After writing about people going into delusional spirals with ChatGPT and having what look like mental breakdowns, I wanted to understand exactly how it happens.

A corporate recruiter in Toronto who spent 3 weeks convinced by ChatGPT that he was essentially Tony Stark from Iron Man, agreed to share his transcript after breaking free of the delusion.

We analyzed the transcript & shared it with experts. Now you can see the interactions & how delusional spirals happen:
https://www.nytimes.com/2025/08/08/technology/ai-chatbots-delusions-chatgpt.html?unlocked_article_code=1.ck8.FEwL.MLb9ajaocyTx&smid=url-share

@kashhill

Great read, thank you for writing and sharing this. It was interesting that a lot of the quotes that you sourced from other people were also playing into the narrative of the LLM vendors. For example:

Amanda Askell, who works on Claude’s behavior at Anthropic, said that in long conversations it can be difficult for chatbots to recognize that they have wandered into absurd territory and course correct

Note the terminology here: 'difficult for chatbots to recognize...'. It's not that this is a difficult thing for an LLM to recognise, it is that recognising things is fundamentally not something that text extrusion machines do. The same with this bit:

A Google spokesman pointed to a corporate page about Gemini, that warns that chatbots “sometimes prioritize generating text that sounds plausible over ensuring accuracy.”

No. They don't sometimes prioritise generating text that sounds plausible over ensuring accuracy, they always generate text that sounds plausible, that is what an LLM is: a machine for generating text from a high-probability space as defined by their training data. By coincidence, this is often factually accurate, but they do not have any way of determining that.
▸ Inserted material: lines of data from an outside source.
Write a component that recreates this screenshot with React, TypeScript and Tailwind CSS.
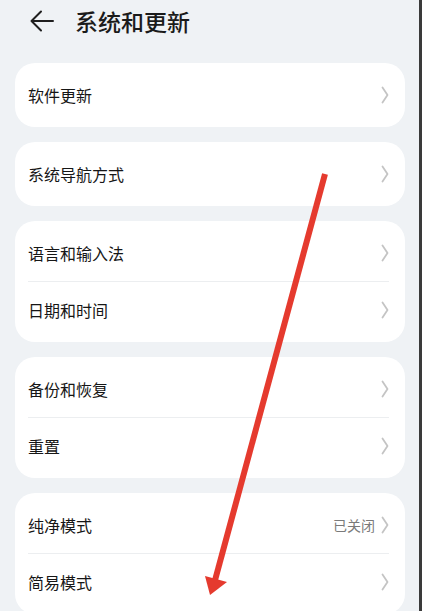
import React from "react";

const Chevron = () => (
  <svg width="8" height="18" viewBox="0 0 8 18" className="shrink-0">
    <path d="M1.5 1.5 L6.5 9 L1.5 16.5" fill="none" stroke="#c4c4c4" strokeWidth="1.8" strokeLinecap="round" strokeLinejoin="round" />
  </svg>
);

type Item = { label: string; value?: string };

const Row = ({ item }: { item: Item }) => (
  <div className="h-[56px] flex items-center justify-between">
    <span className="text-[16px] text-[#161616]">{item.label}</span>
    <div className="flex items-center gap-[6px]">
      {item.value && <span className="text-[14px] text-[#7a7a7a]">{item.value}</span>}
      <Chevron />
    </div>
  </div>
);

const Card = ({ items }: { items: Item[] }) => (
  <div className="w-[390px] ml-[15px] bg-white rounded-[20px] pl-[13px] pr-[16px] py-[4px] shrink-0">
    {items.map((it, i) => (
      <React.Fragment key={it.label}>
        {i > 0 && <div className="h-px bg-[#eceef0]" />}
        <Row item={it} />
      </React.Fragment>
    ))}
  </div>
);

export default function App() {
  const groups: Item[][] = [
    [{ label: "软件更新" }],
    [{ label: "系统导航方式" }],
    [{ label: "语言和输入法" }, { label: "日期和时间" }],
    [{ label: "备份和恢复" }, { label: "重置" }],
    [{ label: "纯净模式", value: "已关闭" }, { label: "简易模式" }],
  ];
  return (
    <div
      className="w-[422px] h-[611px] overflow-hidden relative flex bg-[#eff2f5]"
      style={{ fontFamily: '"Noto Sans CJK SC", "Noto Sans", sans-serif' }}
    >
      <div className="flex-1 flex flex-col">
        <div className="h-[42px] flex items-center pl-[30px] gap-[21px] shrink-0">
          <svg width="24" height="22" viewBox="0 0 24 22">
            <path d="M11 1.5 L1.5 11 L11 20.5 M1.5 11 H23" fill="none" stroke="#1f1f1f" strokeWidth="2" strokeLinecap="round" strokeLinejoin="round" />
          </svg>
          <span className="text-[23px] font-medium text-[#1b1b1b] leading-none">系统和更新</span>
        </div>
        <div className="flex flex-col gap-[15px] pt-[21px]">
          {groups.map((g, i) => (
            <Card key={i} items={g} />
          ))}
        </div>
      </div>
      <div className="w-[3px] bg-[#3a3a3a] shrink-0" />
      <svg className="absolute left-0 top-0 pointer-events-none" width="422" height="611" viewBox="0 0 422 611">
        <line x1="325" y1="174" x2="214" y2="584" stroke="#e53a2e" strokeWidth="6" strokeLinecap="butt" />
        <polygon points="205,576 227,582 210,595" fill="#e53a2e" />
      </svg>
    </div>
  );
}
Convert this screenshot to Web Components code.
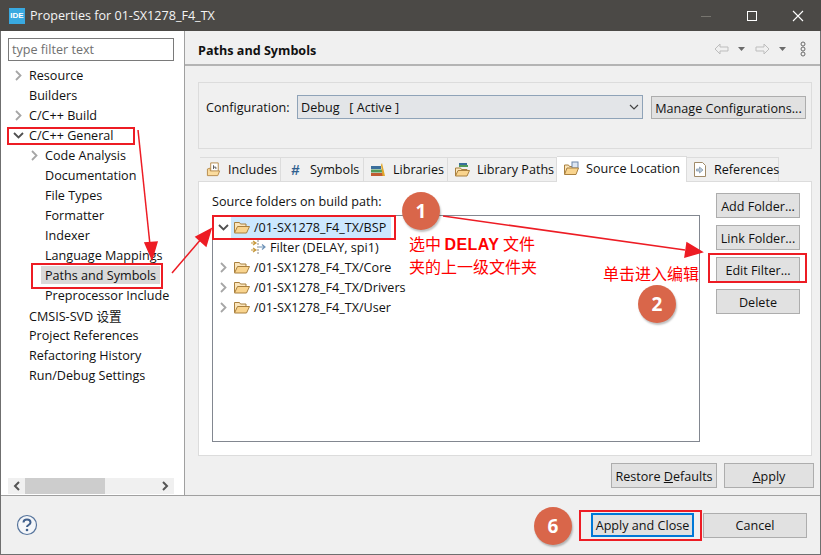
<!DOCTYPE html>
<html lang="zh">
<head>
<meta charset="utf-8">
<title>Properties for 01-SX1278_F4_TX</title>
<style>
    html, body { margin: 0; height: 100%; overflow: hidden; }
    body { font: 12.6px "Open Sans", "Noto Sans CJK SC", sans-serif; color: #111; }
</style>
</head>
<body>
<ide-dialog>
    <dialog-title slot="title" text="Properties for 01-SX1278_F4_TX"></dialog-title>
    <nav-panel slot="nav"></nav-panel>
    <paths-page slot="page"></paths-page>
    <dialog-footer slot="footer"></dialog-footer>
</ide-dialog>
<red-notes></red-notes>

<script>
    const folderIcon = `<svg width="16" height="14" viewBox="0 0 16 14"><path d="M.5 12.500V2.500h5l1 1.500h5.500v2" fill="#fbe6bd" stroke="#a9803f"/><path d="M.5 13 3.500 6.500h12L12.500 13z" fill="#f9d48e" stroke="#a9803f"/></svg>`;
    const chevronRight = `<svg width="9" height="11" viewBox="0 0 9 11"><path d="M2 1l4.500 4.500L2 10" fill="none" stroke="#a6a6a6" stroke-width="1.800"/></svg>`;
    const chevronDown = `<svg width="11" height="9" viewBox="0 0 11 9"><path d="M1 2l4.500 4.500L10 2" fill="none" stroke="#505050" stroke-width="1.800"/></svg>`;

    class IdeDialog extends HTMLElement {
        constructor() {
            super();
            this.attachShadow({ mode: "open" });
            this.shadowRoot.innerHTML = `
                <style>
                    :host {
                        display: grid;
                        grid-template-columns: 184px 1fr;
                        grid-template-rows: 31px 1fr 59px;
                        width: 821px;
                        height: 555px;
                        box-sizing: border-box;
                        border: solid #6f6f6f;
                        border-width: 0 1px 1px 1px;
                        background: #f0f0f0;
                    }
                    ::slotted([slot=title]), ::slotted([slot=footer]) { grid-column: 1 / 3; }
                    ::slotted([slot=nav]) { min-height: 0; }
                    ::slotted([slot=page]) { min-height: 0; }
                </style>
                <slot name="title"></slot>
                <slot name="nav"></slot>
                <slot name="page"></slot>
                <slot name="footer"></slot>
            `;
        }
    }
    customElements.define("ide-dialog", IdeDialog);

    class DialogTitle extends HTMLElement {
        constructor() {
            super();
            this.attachShadow({ mode: "open" });
        }
        connectedCallback() {
            this.shadowRoot.innerHTML = `
                <style>
                    :host {
                        display: flex;
                        align-items: center;
                        margin: 0 -1px;
                        background: #4b4946;
                        color: #f4f4f4;
                        padding-left: 9px;
                    }
                    .logo {
                        width: 16px; height: 16px;
                        background: #39a9e0;
                        color: #fff;
                        font: bold 8px "Liberation Sans", sans-serif;
                        display: flex; align-items: center; justify-content: center;
                        margin-right: 5px;
                    }
                    .name { flex: 1; }
                    .ctl { width: 46px; height: 31px; display: flex; align-items: center; justify-content: center; }
                </style>
                <span class="logo">IDE</span>
                <span class="name">${this.getAttribute("text")}</span>
                <span class="ctl"><svg width="12" height="12"><path d="M1 6.500h10" stroke="#77756f"/></svg></span>
                <span class="ctl"><svg width="12" height="12"><rect x="1.500" y="1.500" width="9" height="9" fill="none" stroke="#fff"/></svg></span>
                <span class="ctl"><svg width="12" height="12"><path d="M1 1l10 10M11 1L1 11" stroke="#fff" stroke-width="1.100"/></svg></span>
            `;
        }
    }
    customElements.define("dialog-title", DialogTitle);

    class NavPanel extends HTMLElement {
        constructor() {
            super();
            this.attachShadow({ mode: "open" });
            // level 0 = top, level 1 = child; arrow: r, d or nothing
            this.items = [
                ["Resource", 0, "r"], ["Builders", 0], ["C/C++ Build", 0, "r"], ["C/C++ General", 0, "d"],
                ["Code Analysis", 1, "r"], ["Documentation", 1], ["File Types", 1], ["Formatter", 1],
                ["Indexer", 1], ["Language Mappings", 1], ["Paths and Symbols", 1, "", true],
                ["Preprocessor Include", 1], ["CMSIS-SVD 设置", 0], ["Project References", 0],
                ["Refactoring History", 0], ["Run/Debug Settings", 0]
            ];
        }
        connectedCallback() {
            this.render();
        }
        render() {
            this.shadowRoot.innerHTML = `
                <style>
                    :host {
                        display: flex;
                        flex-direction: column;
                        background: #fff;
                        border-right: 1px solid #a0a0a0;
                        overflow: hidden;
                    }
                    .filter {
                        margin: 7px 10px 4px 7px;
                        height: 23px;
                        box-sizing: border-box;
                        border: 1px solid #7a7a7a;
                        padding: 0 3px;
                        line-height: 22px;
                        color: #707070;
                    }
                    .tree { flex: 1; overflow: hidden; }
                    .row { display: flex; height: 20px; align-items: center; white-space: nowrap; }
                    .arrow { width: 12px; margin-left: 11px; margin-right: 5px; display: flex; justify-content: center; flex: none; }
                    .row.l1 .arrow { margin-left: 27px; }
                    .row.sel span.label { background: #d9d9d9; margin-left: -4px; padding: 2px 4px 0; line-height: 16px; }
                    .scroll {
                        display: flex; align-items: center; justify-content: space-between;
                        height: 16px; margin: 0 10px 1px 7px; background: #f0f0f0; position: relative;
                    }
                    .thumb { position: absolute; left: 17px; top: 0; width: 80px; height: 16px; background: #cdcdcd; }
                    .scroll svg { margin: 0 5px; }
                </style>
                <div class="filter">type filter text</div>
                <div class="tree">
                    ${this.items.map(([label, level, arrow, sel]) => `
                        <div class="row l${level} ${sel ? "sel" : ""}">
                            <span class="arrow">${arrow === "r" ? chevronRight : arrow === "d" ? chevronDown : ""}</span>
                            <span class="label">${label}</span>
                        </div>
                    `).join("")}
                </div>
                <div class="scroll">
                    <svg width="7" height="10"><path d="M6 1L2 5l4 4" fill="none" stroke="#555" stroke-width="2"/></svg>
                    <span class="thumb"></span>
                    <svg width="7" height="10"><path d="M1 1l4 4-4 4" fill="none" stroke="#555" stroke-width="2"/></svg>
                </div>
            `;
        }
    }
    customElements.define("nav-panel", NavPanel);

    class PushButton extends HTMLElement {
        constructor() {
            super();
            this.attachShadow({ mode: "open" });
            this.shadowRoot.innerHTML = `
                <style>
                    :host {
                        display: flex;
                        align-items: center;
                        justify-content: center;
                        box-sizing: border-box;
                        height: 25px;
                        padding-top: 2px;
                        background: #e1e1e1;
                        border: 1px solid #adadad;
                        white-space: nowrap;
                    }
                    :host([focused]) { border: 2px solid #0078d7; height: 24px; padding-top: 0; }
                </style>
                <span><slot></slot></span>
            `;
        }
    }
    customElements.define("push-button", PushButton);

    class TabStrip extends HTMLElement {
        constructor() {
            super();
            this.attachShadow({ mode: "open" });
            this.tabs = [
                ["Includes", 81, `<svg width="16" height="17" viewBox="0 0 17 17"><path d="M5 1.500h8v9H5z" fill="#fff" stroke="#b58a4a"/><path d="M8 4v4M8 6h2.500v2" fill="none" stroke="#555"/><path d="M1.500 15V8l3-1v3h10l-2 5z" fill="#fbdc9e" stroke="#b58a4a"/></svg>`],
                ["Symbols", 83, `<span style="font:bold 15px 'Liberation Sans';color:#2f5f8f;width:17px;text-align:center">#</span>`],
                ["Libraries", 84, `<svg width="17" height="17" viewBox="0 0 17 17"><rect x="1" y="5" width="10" height="3" fill="#3a6e9c"/><rect x="1" y="8.500" width="11" height="3" fill="#4f9a59"/><rect x="1" y="12" width="12" height="3" fill="#c05b32"/><path d="M12 2l3 13h-2.500L11 4z" fill="#e0a72c"/></svg>`],
                ["Library Paths", 109, `<svg width="17" height="17" viewBox="0 0 17 17"><rect x="5" y="2" width="8" height="2" fill="#3a6e9c"/><rect x="5" y="4" width="9" height="2" fill="#4f9a59"/><path d="M1.500 15V7h5l1 1.500H13V10" fill="#fbe6bd" stroke="#a9803f"/><path d="M1.500 15L4 9.500h11.500L13 15z" fill="#f9d48e" stroke="#a9803f"/></svg>`],
                ["Source Location", 130, `<svg width="17" height="15" viewBox="0 0 17 15"><path d="M1.500 13V4h4l1 1.500H12V7" fill="#fbe6bd" stroke="#a9803f"/><rect x="9" y="1" width="6" height="6" fill="#dde6f2" stroke="#6f86a8"/><path d="M1.500 13.500 4 7h11.500L13 13.500z" fill="#f9d48e" stroke="#a9803f"/></svg>`, true],
                ["References", 92, `<svg width="15" height="17" viewBox="0 0 15 17"><path d="M1.500 1.500h8l3 3v11h-11z" fill="#fff" stroke="#a08a68"/><path d="M3.500 8h3V6l3.500 3-3.500 3v-2h-3z" fill="#b8c8d8" stroke="#7e93a8" stroke-width=".7"/></svg>`]
            ];
        }
        connectedCallback() {
            this.shadowRoot.innerHTML = `
                <style>
                    :host { display: flex; align-items: flex-end; height: 25px; padding-left: 2px; box-sizing: border-box; }
                    .tab {
                        display: flex; align-items: center; gap: 6px;
                        box-sizing: border-box;
                        height: 24px;
                        padding: 0 0 1px 6px;
                        background: #f0f0f0;
                        border: 1px solid #dcdcdc;
                        border-bottom: 0;
                        border-left-width: 0;
                        white-space: nowrap;
                    }
                    .tab:first-child { border-left-width: 1px; }
                    .tab.on { background: #fff; height: 26px; padding: 0 0 2px 6px; position: relative; top: 1px; margin-top: -2px; }
                    .tab svg, .tab span { flex: none; }
                </style>
                ${this.tabs.map(([name, w, icon, on]) => `
                    <div class="tab ${on ? "on" : ""}" style="width:${w}px">${icon}<span>${name}</span></div>
                `).join("")}
            `;
        }
    }
    customElements.define("tab-strip", TabStrip);

    class SourceTree extends HTMLElement {
        constructor() {
            super();
            this.attachShadow({ mode: "open" });
            this.shadowRoot.innerHTML = `
                <style>
                    :host {
                        display: block;
                        flex: 1;
                        border: 1px solid #828790;
                        background: #fff;
                        padding-top: 1px;
                    }
                    .row { display: flex; align-items: center; height: 20px; white-space: nowrap; }
                    .arrow { width: 12px; margin: 0 2px 0 4px; display: flex; justify-content: center; }
                    .item { display: flex; align-items: center; gap: 4px; padding: 0 5px 0 3px; height: 21px; }
                    .sel .item { background: #cce8ff; }
                    .filter { padding-left: 37px; gap: 4px; }
                </style>
                <div class="row sel"><span class="arrow">${chevronDown}</span><span class="item">${folderIcon}<span>/01-SX1278_F4_TX/BSP</span></span></div>
                <div class="row filter">
                    <svg width="16" height="16" viewBox="0 0 16 16"><path d="M1 4h4M3 2l3 2-3 2M1 11h4M3 9l3 2-3 2" fill="none" stroke="#c79a3e" stroke-width="1.200"/><path d="M8 1v14" stroke="#8a8a8a" stroke-dasharray="2 1"/><path d="M9 8h6M12 5.500 15 8l-3 2.500" fill="none" stroke="#6f93b8" stroke-width="1.200"/></svg>
                    <span>Filter (DELAY, spi1)</span>
                </div>
                <div class="row"><span class="arrow">${chevronRight}</span><span class="item">${folderIcon}<span>/01-SX1278_F4_TX/Core</span></span></div>
                <div class="row"><span class="arrow">${chevronRight}</span><span class="item">${folderIcon}<span>/01-SX1278_F4_TX/Drivers</span></span></div>
                <div class="row"><span class="arrow">${chevronRight}</span><span class="item">${folderIcon}<span>/01-SX1278_F4_TX/User</span></span></div>
            `;
        }
    }
    customElements.define("source-tree", SourceTree);

    class PathsPage extends HTMLElement {
        constructor() {
            super();
            this.attachShadow({ mode: "open" });
            this.shadowRoot.innerHTML = `
                <style>
                    :host { display: flex; flex-direction: column; overflow: hidden; }
                    .head {
                        display: flex; align-items: center; height: 35px; box-sizing: border-box;
                        padding: 3px 14px 0 13px;
                        border-bottom: 2px solid #b4b4b4;
                    }
                    .head b { flex: 1; font-weight: 700; padding-top: 2px; }
                    .head .nav { display: flex; align-items: center; gap: 9px; }
                    .config {
                        margin: 16px 8px 0 13px;
                        height: 67px; box-sizing: border-box;
                        border: 1px solid #dcdcdc;
                        padding: 12px 5px 0 7px;
                        display: flex; align-items: flex-start; gap: 3px;
                    }
                    .config .lbl { line-height: 26px; width: 88px; }
                    .combo {
                        flex: 1; height: 24px; box-sizing: border-box; margin-right: 5px;
                        border: 1px solid #8fa3b8; background: #e3e5e8;
                        display: flex; align-items: center; justify-content: space-between; padding: 1px 3px 0;
                        white-space: pre;
                    }
                    .tabs { margin: 7px 0 0 13px; }
                    .panel {
                        margin: 0 8px 0 13px; height: 275px; box-sizing: border-box;
                        background: #fff; border: 1px solid #dcdcdc;
                        padding: 11px 6px 13px 13px;
                        display: grid; grid-template-columns: 488px 84px; column-gap: 16px;
                        grid-template-rows: 22px 1fr;
                    }
                    .panel .cap { line-height: 18px; }
                    .panel .btns { grid-column: 2; grid-row: 1 / 3; display: flex; flex-direction: column; gap: 7px; }
                    .panel source-tree { grid-row: 2; }
                    .actions { display: flex; justify-content: flex-end; gap: 7px; margin: 7px 6px 0 0; }
                    u { text-underline-offset: 1px; }
                </style>
                <div class="head">
                    <b>Paths and Symbols</b>
                    <span class="nav">
                        <svg width="15" height="12" viewBox="0 0 15 12"><path d="M1 6l5-5v3h8v4H6v3z" fill="#f0f0f0" stroke="#bdbdbd"/></svg>
                        <svg width="7" height="4"><path d="M0 0h7L3.500 4z" fill="#6a6a6a"/></svg>
                        <svg width="15" height="12" viewBox="0 0 15 12" style="margin-left:1px"><path d="M14 6L9 1v3H1v4h8v3z" fill="#f0f0f0" stroke="#bdbdbd"/></svg>
                        <svg width="7" height="4"><path d="M0 0h7L3.500 4z" fill="#6a6a6a"/></svg>
                        <svg width="6" height="16" style="margin-left:5px"><g fill="none" stroke="#6a6a6a"><circle cx="3" cy="3" r="2"/><circle cx="3" cy="8" r="2"/><circle cx="3" cy="13" r="2"/></g></svg>
                    </span>
                </div>
                <div class="config">
                    <span class="lbl">Configuration:</span>
                    <div class="combo"><span>Debug   [ Active ]</span><svg width="10" height="7"><path d="M1 1l4 4 4-4" fill="none" stroke="#444" stroke-width="1.200"/></svg></div>
                    <push-button style="width:155px;height:23px;margin-top:1px">Manage Configurations...</push-button>
                </div>
                <tab-strip class="tabs"></tab-strip>
                <div class="panel">
                    <div class="cap">Source folders on build path:</div>
                    <source-tree></source-tree>
                    <div class="btns">
                        <push-button>Add Folder...</push-button>
                        <push-button>Link Folder...</push-button>
                        <push-button>Edit Filter...</push-button>
                        <push-button>Delete</push-button>
                    </div>
                </div>
                <div class="actions">
                    <push-button style="width:106px">Restore <u>D</u>efaults</push-button>
                    <push-button style="width:90px"><u>A</u>pply</push-button>
                </div>
            `;
        }
    }
    customElements.define("paths-page", PathsPage);

    class DialogFooter extends HTMLElement {
        constructor() {
            super();
            this.attachShadow({ mode: "open" });
            this.shadowRoot.innerHTML = `
                <style>
                    :host {
                        display: flex; align-items: center; gap: 9px;
                        border-top: 1px solid #a0a0a0;
                        padding: 0 13px 0 15px;
                    }
                    .help { margin-right: auto; display: flex; }
                </style>
                <span class="help"><svg width="22" height="22" viewBox="0 0 22 22">
                    <circle cx="11" cy="11" r="9.500" fill="#f4f6f9" stroke="#56749c" stroke-width="1.200"/>
                    <path d="M7.500 8.500C7.500 6.500 9 5.500 11 5.500s3.500 1 3.500 3c0 2.500-3.500 2.500-3.500 4.500" fill="none" stroke="#3f5f8c" stroke-width="2"/>
                    <circle cx="11" cy="16" r="1.300" fill="#3f5f8c"/>
                </svg></span>
                <push-button focused style="width:103px">Apply and Close</push-button>
                <push-button style="width:104px;padding-top:0">Cancel</push-button>
            `;
        }
    }
    customElements.define("dialog-footer", DialogFooter);

    // The red marks someone drew on top of the screenshot: these sit over the dialog
    class RedNotes extends HTMLElement {
        constructor() {
            super();
            this.attachShadow({ mode: "open" });
            this.boxes = [
                [7, 127, 128, 18], [31, 263, 132, 26], [212, 215, 184, 25], [708, 253, 99, 30], [579, 510, 123, 31]
            ];
            this.badges = [[421, 211, "1"], [657, 304, "2"], [553, 526, "6"]];
            this.texts = [
                [409, 232, "选中 <b>DELAY</b> 文件"], [409, 255, "夹的上一级文件夹"], [603, 262, "单击进入编辑"]
            ];
        }
        connectedCallback() {
            this.shadowRoot.innerHTML = `
                <style>
                    :host { position: absolute; inset: 0; display: block; pointer-events: none; }
                    .box { position: absolute; box-sizing: border-box; border: 2px solid #ed1c24; }
                    .badge {
                        position: absolute; width: 38px; height: 38px; margin: -19px 0 0 -19px;
                        border-radius: 50%; background: #d9664a; color: #fff;
                        box-shadow: 1px 2px 2px rgba(0,0,0,.25);
                        font: bold 19px/38px "Open Sans", sans-serif; text-align: center;
                    }
                    .note { position: absolute; color: #f00; font: 16px/22px "Noto Sans CJK SC", sans-serif; white-space: nowrap; }
                    .note b { font-family: "Liberation Sans", sans-serif; letter-spacing: .4px; }
                    svg { position: absolute; left: 0; top: 0; }
                </style>
                <svg width="821" height="555">
                    <g stroke="#ed1c24" stroke-width="1.500" fill="#ed1c24">
                        <path d="M138 130L150 245"/><path d="M152 259L145 243L157 242z"/>
                        <path d="M172 273L202 238"/><path d="M211 229L206 246L196 237z"/>
                        <path d="M443 216L685 250"/><path d="M702 252L685 257L687 243z"/>
                    </g>
                </svg>
                ${this.boxes.map(([x, y, w, h]) => `<div class="box" style="left:${x}px;top:${y}px;width:${w}px;height:${h}px"></div>`).join("")}
                ${this.badges.map(([x, y, t]) => `<div class="badge" style="left:${x}px;top:${y}px">${t}</div>`).join("")}
                ${this.texts.map(([x, y, t]) => `<div class="note" style="left:${x}px;top:${y}px">${t}</div>`).join("")}
            `;
        }
    }
    customElements.define("red-notes", RedNotes);
</script>
</body>
</html>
Even some of your own text is anthropomorphising LLMs:

The reason Gemini was able to recognize and break Mr. Brooks’s delusion

Again, no. Gemini didn't recognise the delusion, it was simply that starting with a delusion the highest-probability next text was a report that it was probably delusional.

Including the final paragraph:

“It’s a dangerous machine in the public space with no guardrails,” he said. “People need to know.”

Guardrails are a marketing term (as is 'AI', as @emilymbender has described at length). Fundamentally, these machines are just producing text. The way that they are marketed is to pretend that they are interlocutors for the user. That UI model is the core of this danger. Adding 'guardrails' is the thing that vendors do to avoid addressing the root problem, because if they did address that problem then people would realise that bullshit generators are not reliable tools.